*AIM*.
Drop every picture, then transcribe the remaining data exactly.

>>>>>

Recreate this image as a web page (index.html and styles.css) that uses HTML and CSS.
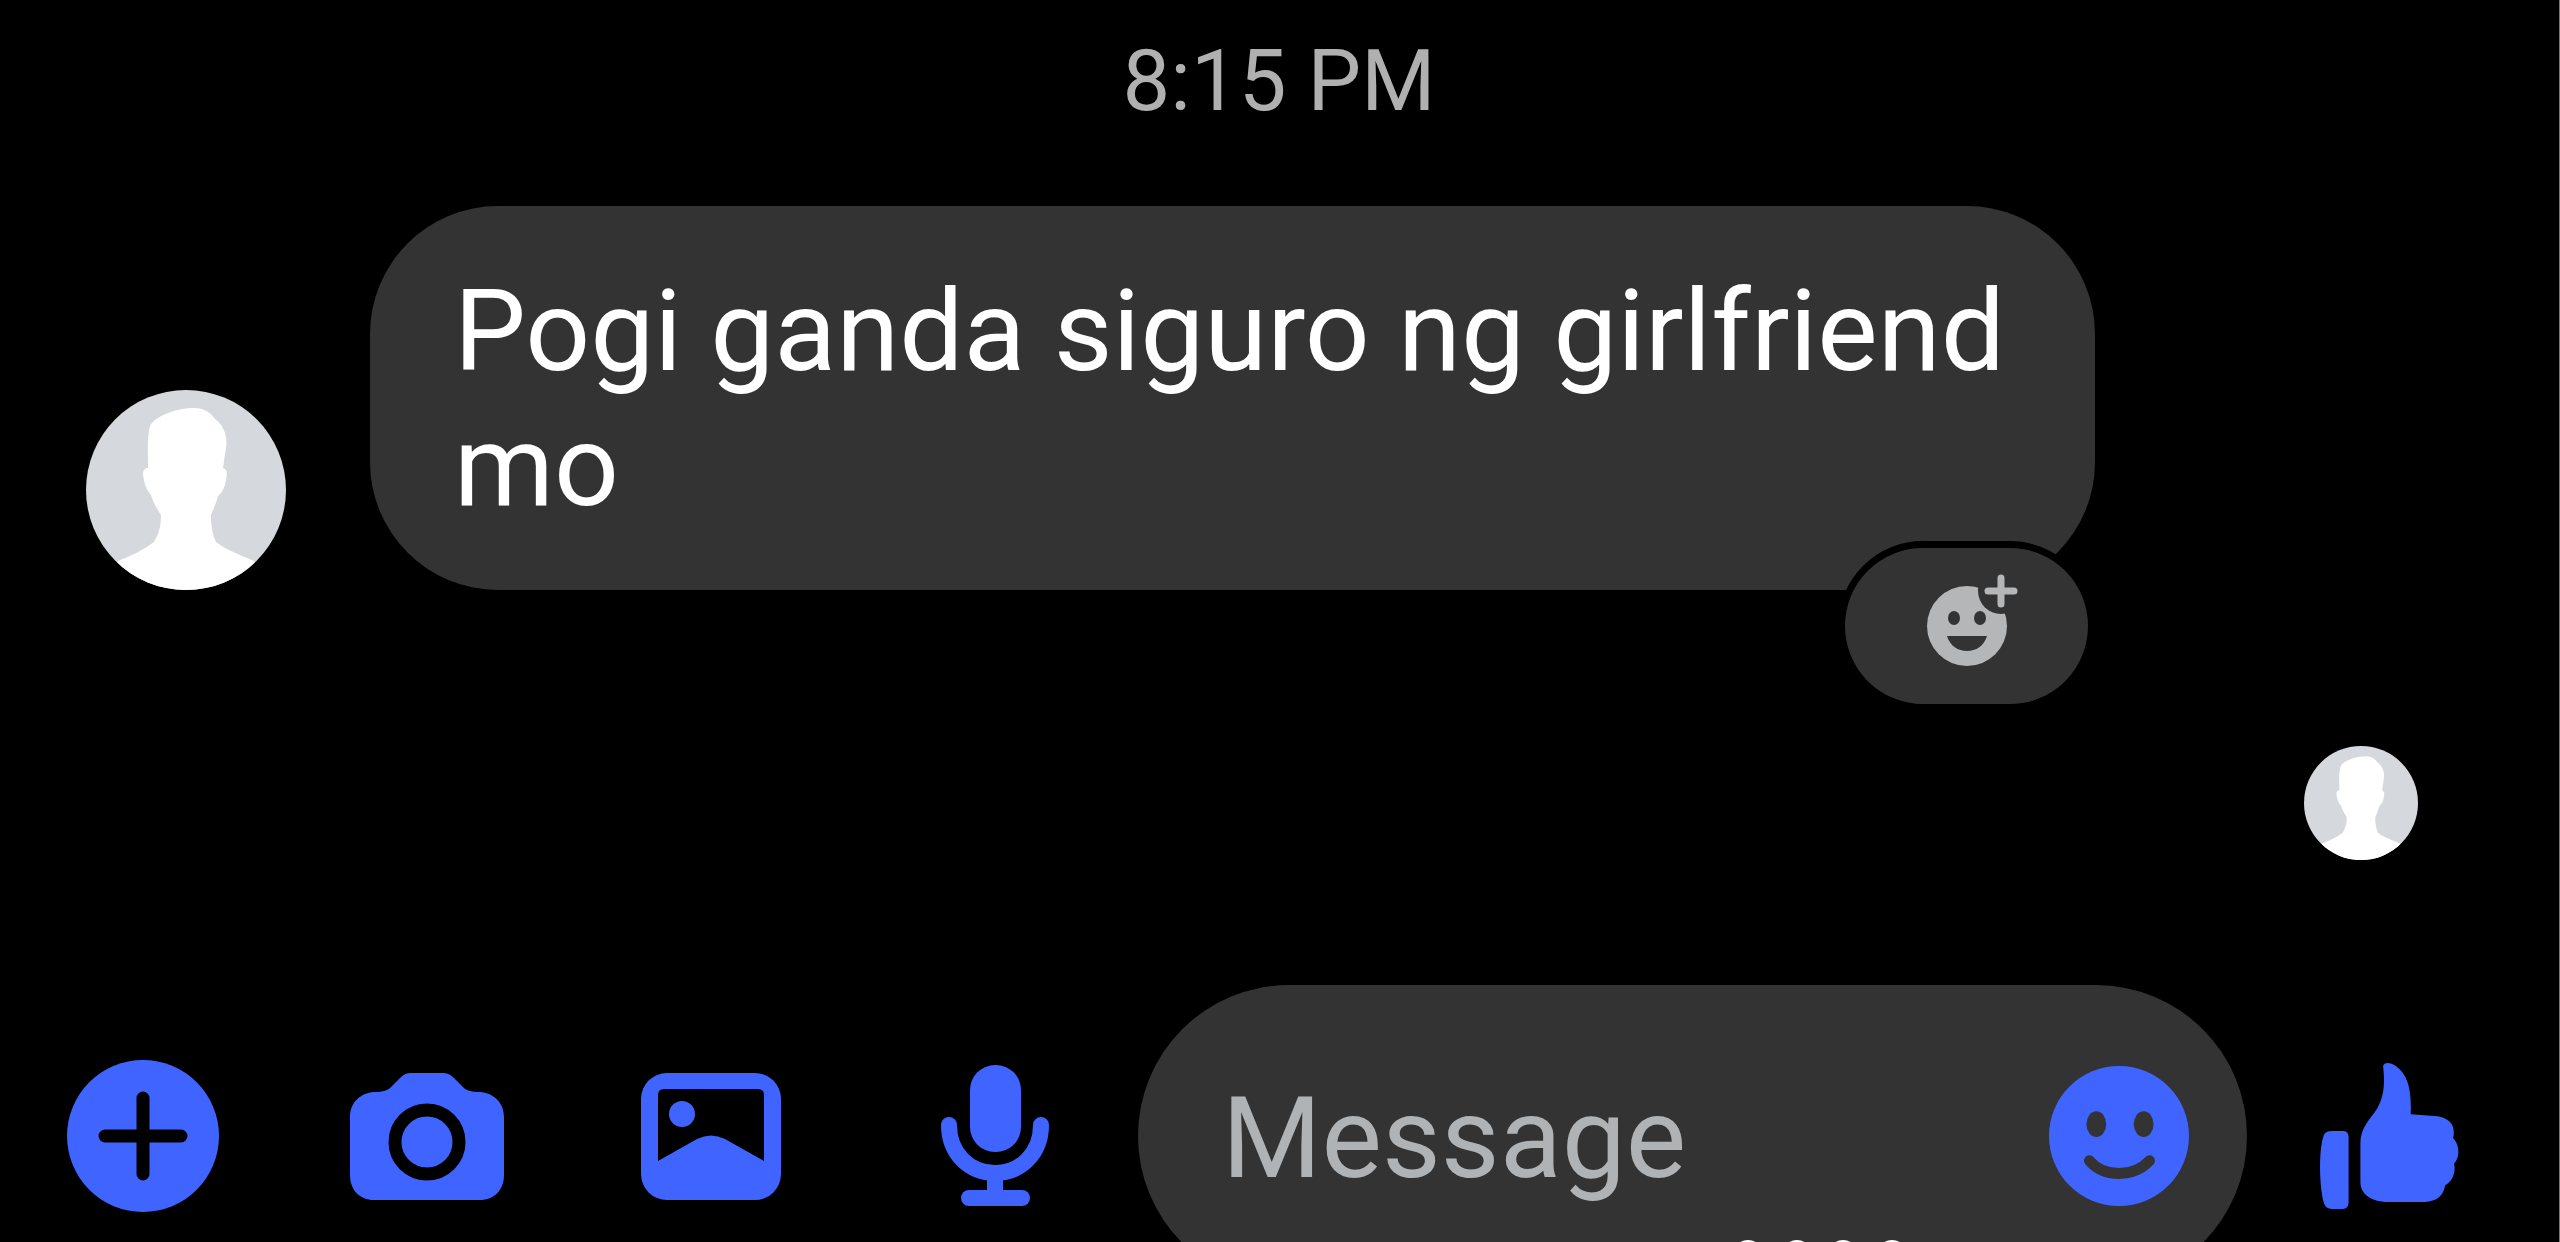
FILE: index.html
```html
<!DOCTYPE html>
<html lang="tl">
<head>
  <meta charset="UTF-8">
  <meta name="viewport" content="width=device-width, initial-scale=1.0">
  <title>Messenger</title>
  <link rel="stylesheet" href="styles.css">
</head>
<body>

  <!-- Avatar shape, used twice -->
  <svg class="defs" aria-hidden="true">
    <symbol id="avatar" viewBox="0 0 200 200">
      <clipPath id="round"><circle cx="100" cy="100" r="100"/></clipPath>
      <g clip-path="url(#round)">
        <rect width="200" height="200" fill="#d5d8dc"/>
        <path fill="#fff" d="M64 36C70 25 92 18 108 18C118 18 124 22 129 29C138 35 142 48 140 58L137 78C142 80 141 84 140 90C138 101 135 103 132 106C130 114 127 120 125 125C125 138 127 145 130 152C140 160 155 165 168 171L180 200H20L32 171C45 166 57 160 68 152C72 145 75 138 75 125C71 119 67 112 65 105C61 101 58 94 57 84C57 79 60 78 62 78C62 62 61 46 64 36Z"/>
      </g>
    </symbol>
  </svg>

  <main class="chat">
    <time class="time">8:15 PM</time>

    <div class="row">
      <svg class="avatar" role="img" aria-label="Sender"><use href="#avatar"/></svg>
      <div class="bubble">
        <p>Pogi ganda siguro ng girlfriend mo</p>
        <button class="react" aria-label="Add reaction">
          <svg viewBox="-12 -2 106 106">
            <circle cx="41" cy="51" r="40" fill="#b4b6b8"/>
            <circle cx="75" cy="16" r="23" fill="#333"/>
            <path d="M75 3V29M62 16H88" stroke="#b4b6b8" stroke-width="7" stroke-linecap="round"/>
            <ellipse cx="28" cy="43" rx="6" ry="7" fill="#333"/>
            <ellipse cx="54" cy="43" rx="6" ry="7" fill="#333"/>
            <path d="M21 61H61C58 71 50 76 41 76S24 71 21 61Z" fill="#333"/>
          </svg>
        </button>
      </div>
    </div>

    <svg class="seen" role="img" aria-label="Seen"><use href="#avatar"/></svg>
  </main>

  <form class="composer">
    <div class="tools">
      <button type="button" aria-label="More">
        <svg width="152" height="152" viewBox="0 0 152 152">
          <circle cx="76" cy="76" r="76" fill="#4064ff"/>
          <path d="M76 38V114M38 76H114" stroke="#000" stroke-width="13" stroke-linecap="round"/>
        </svg>
      </button>
      <button type="button" aria-label="Camera">
        <svg width="154" height="152" viewBox="0 0 154 152">
          <path fill="#4064ff" d="M24 32C33 32 38 31 43 25L50 18C54 14 57 13 62 13H92C97 13 100 14 104 18L111 25C116 31 121 32 130 32C144 33 154 43 154 57V115C154 130 144 140 130 140H24C10 140 0 130 0 115V57C0 43 10 33 24 32Z"/>
          <circle cx="77" cy="82" r="32" fill="none" stroke="#000" stroke-width="13"/>
        </svg>
      </button>
      <button type="button" aria-label="Gallery">
        <svg width="140" height="152" viewBox="0 0 140 152">
          <rect y="13" width="140" height="127" rx="26" fill="#4064ff"/>
          <path d="M23 29H117Q123 29 123 35V101L84 79Q70 72 56 79L17 101V35Q17 29 23 29Z" fill="#000"/>
          <circle cx="41" cy="54" r="13" fill="#4064ff"/>
        </svg>
      </button>
      <button type="button" aria-label="Voice">
        <svg width="108" height="152" viewBox="0 0 108 152">
          <rect x="29" y="5" width="51" height="87" rx="25" fill="#4064ff"/>
          <path d="M8 65C8 94 29 113 54 113S100 94 100 65M54 113V135" fill="none" stroke="#4064ff" stroke-width="16" stroke-linecap="round"/>
          <path d="M28 138H81" stroke="#4064ff" stroke-width="16" stroke-linecap="round"/>
        </svg>
      </button>
    </div>

    <div class="field">
      <input type="text" placeholder="Message" aria-label="Message">
      <button type="button" aria-label="Emoji">
        <svg width="140" height="142" viewBox="0 0 142 142">
          <circle cx="71" cy="71" r="71" fill="#4064ff"/>
          <ellipse cx="48" cy="59" rx="10" ry="13" fill="#333"/>
          <ellipse cx="96" cy="59" rx="10" ry="13" fill="#333"/>
          <path d="M41 96Q52 109 71 109T102 96" fill="none" stroke="#333" stroke-width="11" stroke-linecap="round"/>
        </svg>
      </button>
      <!-- Dots peeking over the bottom edge -->
      <svg class="dots" width="180" height="30" viewBox="0 0 180 30" fill="#fff" aria-hidden="true">
        <circle cx="17" cy="15" r="15"/>
        <circle cx="66" cy="15" r="15"/>
        <circle cx="112" cy="15" r="15"/>
        <circle cx="161" cy="15" r="15"/>
      </svg>
    </div>

    <button type="button" aria-label="Like">
      <svg width="140" height="148" viewBox="0 0 142 150">
        <path fill="#4064ff" d="M8 71Q9 70 14 70H24Q30 70 30 76V142Q30 149 24 149H13Q7 149 5 143C0 124 0 91 4 77Q5 72 8 71Z"/>
        <path fill="#4064ff" d="M65 4C66 0 72 0 78 4C90 13 94 27 93 53L120 55C133 57 139 65 136 77C143 84 143 97 137 103C139 113 135 121 128 125C126 136 120 141 107 142H70C53 142 42 134 42 122V82C42 66 52 58 59 47C66 35 67 22 65 4Z"/>
      </svg>
    </button>
  </form>

</body>
</html>
```
FILE: styles.css
```css
* {
  box-sizing: border-box;
}

body {
  margin: 0;
  height: 100vh;
  overflow: hidden;
  border-right: 1px solid #777;
  background: #000;
  color: #fff;
  font-family: Roboto, sans-serif;
}

.defs {
  position: absolute;
  width: 0;
  height: 0;
}

button {
  flex: none;
  padding: 0;
  border: none;
  background: none;
  cursor: pointer;
}

button svg {
  display: block;
}

.chat {
  display: flex;
  flex-direction: column;
  padding: 31px 141px 0 86px;
}

.time {
  align-self: center;
  margin-left: 54px;
  font-size: 85px;
  line-height: 100px;
  color: #b0b0b0;
}

.row {
  display: flex;
  align-items: flex-end;
  gap: 84px;
  margin-top: 75px;
}

.avatar {
  flex: none;
  width: 200px;
  height: 200px;
}

.bubble {
  position: relative;
  max-width: 1725px;
  padding: 58px 84px 56px;
  border-radius: 128px;
  background: #333;
  font-size: 114px;
  line-height: 135px;
}

.bubble p {
  margin: 0;
}

/* Reaction pill over the bubble's corner */
.react {
  position: absolute;
  right: 0;
  bottom: -121px;
  display: flex;
  align-items: center;
  justify-content: center;
  width: 257px;
  height: 170px;
  border: 7px solid #000;
  border-radius: 85px;
  background: #333;
}

.react svg {
  width: 106px;
  height: 106px;
}

.seen {
  align-self: flex-end;
  width: 114px;
  height: 114px;
  margin-top: 156px;
}

.composer {
  display: flex;
  align-items: center;
  margin-top: 125px;
  padding: 0 100px 0 66px;
}

.tools {
  display: flex;
  gap: 130px;
  margin-right: 66px;
}

.tools button {
  display: flex;
  justify-content: center;
  width: 154px;
}

.field {
  position: relative;
  display: flex;
  flex: 1;
  align-items: center;
  min-width: 0;
  height: 302px;
  margin-right: 72px;
  padding: 0 58px 0 84px;
  border-radius: 151px;
  background: #333;
}

.field input {
  flex: 1;
  min-width: 0;
  padding: 4px 0 0;
  border: none;
  outline: none;
  background: none;
  color: #fff;
  font: 114px Roboto, sans-serif;
}

.field input::placeholder {
  color: #b0b3b5;
  opacity: 1;
}

.dots {
  position: absolute;
  right: 336px;
  bottom: 17px;
}
```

<<<<<

*FULL RESPONSE*.
Recreate this image as a web page (index.html and styles.css) that uses HTML and CSS.
FILE: index.html
```html
<!DOCTYPE html>
<html lang="tl">
<head>
  <meta charset="UTF-8">
  <meta name="viewport" content="width=device-width, initial-scale=1.0">
  <title>Messenger</title>
  <link rel="stylesheet" href="styles.css">
</head>
<body>

  <!-- Avatar shape, used twice -->
  <svg class="defs" aria-hidden="true">
    <symbol id="avatar" viewBox="0 0 200 200">
      <clipPath id="round"><circle cx="100" cy="100" r="100"/></clipPath>
      <g clip-path="url(#round)">
        <rect width="200" height="200" fill="#d5d8dc"/>
        <path fill="#fff" d="M64 36C70 25 92 18 108 18C118 18 124 22 129 29C138 35 142 48 140 58L137 78C142 80 141 84 140 90C138 101 135 103 132 106C130 114 127 120 125 125C125 138 127 145 130 152C140 160 155 165 168 171L180 200H20L32 171C45 166 57 160 68 152C72 145 75 138 75 125C71 119 67 112 65 105C61 101 58 94 57 84C57 79 60 78 62 78C62 62 61 46 64 36Z"/>
      </g>
    </symbol>
  </svg>

  <main class="chat">
    <time class="time">8:15 PM</time>

    <div class="row">
      <svg class="avatar" role="img" aria-label="Sender"><use href="#avatar"/></svg>
      <div class="bubble">
        <p>Pogi ganda siguro ng girlfriend mo</p>
        <button class="react" aria-label="Add reaction">
          <svg viewBox="-12 -2 106 106">
            <circle cx="41" cy="51" r="40" fill="#b4b6b8"/>
            <circle cx="75" cy="16" r="23" fill="#333"/>
            <path d="M75 3V29M62 16H88" stroke="#b4b6b8" stroke-width="7" stroke-linecap="round"/>
            <ellipse cx="28" cy="43" rx="6" ry="7" fill="#333"/>
            <ellipse cx="54" cy="43" rx="6" ry="7" fill="#333"/>
            <path d="M21 61H61C58 71 50 76 41 76S24 71 21 61Z" fill="#333"/>
          </svg>
        </button>
      </div>
    </div>

    <svg class="seen" role="img" aria-label="Seen"><use href="#avatar"/></svg>
  </main>

  <form class="composer">
    <div class="tools">
      <button type="button" aria-label="More">
        <svg width="152" height="152" viewBox="0 0 152 152">
          <circle cx="76" cy="76" r="76" fill="#4064ff"/>
          <path d="M76 38V114M38 76H114" stroke="#000" stroke-width="13" stroke-linecap="round"/>
        </svg>
      </button>
      <button type="button" aria-label="Camera">
        <svg width="154" height="152" viewBox="0 0 154 152">
          <path fill="#4064ff" d="M24 32C33 32 38 31 43 25L50 18C54 14 57 13 62 13H92C97 13 100 14 104 18L111 25C116 31 121 32 130 32C144 33 154 43 154 57V115C154 130 144 140 130 140H24C10 140 0 130 0 115V57C0 43 10 33 24 32Z"/>
          <circle cx="77" cy="82" r="32" fill="none" stroke="#000" stroke-width="13"/>
        </svg>
      </button>
      <button type="button" aria-label="Gallery">
        <svg width="140" height="152" viewBox="0 0 140 152">
          <rect y="13" width="140" height="127" rx="26" fill="#4064ff"/>
          <path d="M23 29H117Q123 29 123 35V101L84 79Q70 72 56 79L17 101V35Q17 29 23 29Z" fill="#000"/>
          <circle cx="41" cy="54" r="13" fill="#4064ff"/>
        </svg>
      </button>
      <button type="button" aria-label="Voice">
        <svg width="108" height="152" viewBox="0 0 108 152">
          <rect x="29" y="5" width="51" height="87" rx="25" fill="#4064ff"/>
          <path d="M8 65C8 94 29 113 54 113S100 94 100 65M54 113V135" fill="none" stroke="#4064ff" stroke-width="16" stroke-linecap="round"/>
          <path d="M28 138H81" stroke="#4064ff" stroke-width="16" stroke-linecap="round"/>
        </svg>
      </button>
    </div>

    <div class="field">
      <input type="text" placeholder="Message" aria-label="Message">
      <button type="button" aria-label="Emoji">
        <svg width="140" height="142" viewBox="0 0 142 142">
          <circle cx="71" cy="71" r="71" fill="#4064ff"/>
          <ellipse cx="48" cy="59" rx="10" ry="13" fill="#333"/>
          <ellipse cx="96" cy="59" rx="10" ry="13" fill="#333"/>
          <path d="M41 96Q52 109 71 109T102 96" fill="none" stroke="#333" stroke-width="11" stroke-linecap="round"/>
        </svg>
      </button>
      <!-- Dots peeking over the bottom edge -->
      <svg class="dots" width="180" height="30" viewBox="0 0 180 30" fill="#fff" aria-hidden="true">
        <circle cx="17" cy="15" r="15"/>
        <circle cx="66" cy="15" r="15"/>
        <circle cx="112" cy="15" r="15"/>
        <circle cx="161" cy="15" r="15"/>
      </svg>
    </div>

    <button type="button" aria-label="Like">
      <svg width="140" height="148" viewBox="0 0 142 150">
        <path fill="#4064ff" d="M8 71Q9 70 14 70H24Q30 70 30 76V142Q30 149 24 149H13Q7 149 5 143C0 124 0 91 4 77Q5 72 8 71Z"/>
        <path fill="#4064ff" d="M65 4C66 0 72 0 78 4C90 13 94 27 93 53L120 55C133 57 139 65 136 77C143 84 143 97 137 103C139 113 135 121 128 125C126 136 120 141 107 142H70C53 142 42 134 42 122V82C42 66 52 58 59 47C66 35 67 22 65 4Z"/>
      </svg>
    </button>
  </form>

</body>
</html>
```
FILE: styles.css
```css
* {
  box-sizing: border-box;
}

body {
  margin: 0;
  height: 100vh;
  overflow: hidden;
  border-right: 1px solid #777;
  background: #000;
  color: #fff;
  font-family: Roboto, sans-serif;
}

.defs {
  position: absolute;
  width: 0;
  height: 0;
}

button {
  flex: none;
  padding: 0;
  border: none;
  background: none;
  cursor: pointer;
}

button svg {
  display: block;
}

.chat {
  display: flex;
  flex-direction: column;
  padding: 31px 141px 0 86px;
}

.time {
  align-self: center;
  margin-left: 54px;
  font-size: 85px;
  line-height: 100px;
  color: #b0b0b0;
}

.row {
  display: flex;
  align-items: flex-end;
  gap: 84px;
  margin-top: 75px;
}

.avatar {
  flex: none;
  width: 200px;
  height: 200px;
}

.bubble {
  position: relative;
  max-width: 1725px;
  padding: 58px 84px 56px;
  border-radius: 128px;
  background: #333;
  font-size: 114px;
  line-height: 135px;
}

.bubble p {
  margin: 0;
}

/* Reaction pill over the bubble's corner */
.react {
  position: absolute;
  right: 0;
  bottom: -121px;
  display: flex;
  align-items: center;
  justify-content: center;
  width: 257px;
  height: 170px;
  border: 7px solid #000;
  border-radius: 85px;
  background: #333;
}

.react svg {
  width: 106px;
  height: 106px;
}

.seen {
  align-self: flex-end;
  width: 114px;
  height: 114px;
  margin-top: 156px;
}

.composer {
  display: flex;
  align-items: center;
  margin-top: 125px;
  padding: 0 100px 0 66px;
}

.tools {
  display: flex;
  gap: 130px;
  margin-right: 66px;
}

.tools button {
  display: flex;
  justify-content: center;
  width: 154px;
}

.field {
  position: relative;
  display: flex;
  flex: 1;
  align-items: center;
  min-width: 0;
  height: 302px;
  margin-right: 72px;
  padding: 0 58px 0 84px;
  border-radius: 151px;
  background: #333;
}

.field input {
  flex: 1;
  min-width: 0;
  padding: 4px 0 0;
  border: none;
  outline: none;
  background: none;
  color: #fff;
  font: 114px Roboto, sans-serif;
}

.field input::placeholder {
  color: #b0b3b5;
  opacity: 1;
}

.dots {
  position: absolute;
  right: 336px;
  bottom: 17px;
}
```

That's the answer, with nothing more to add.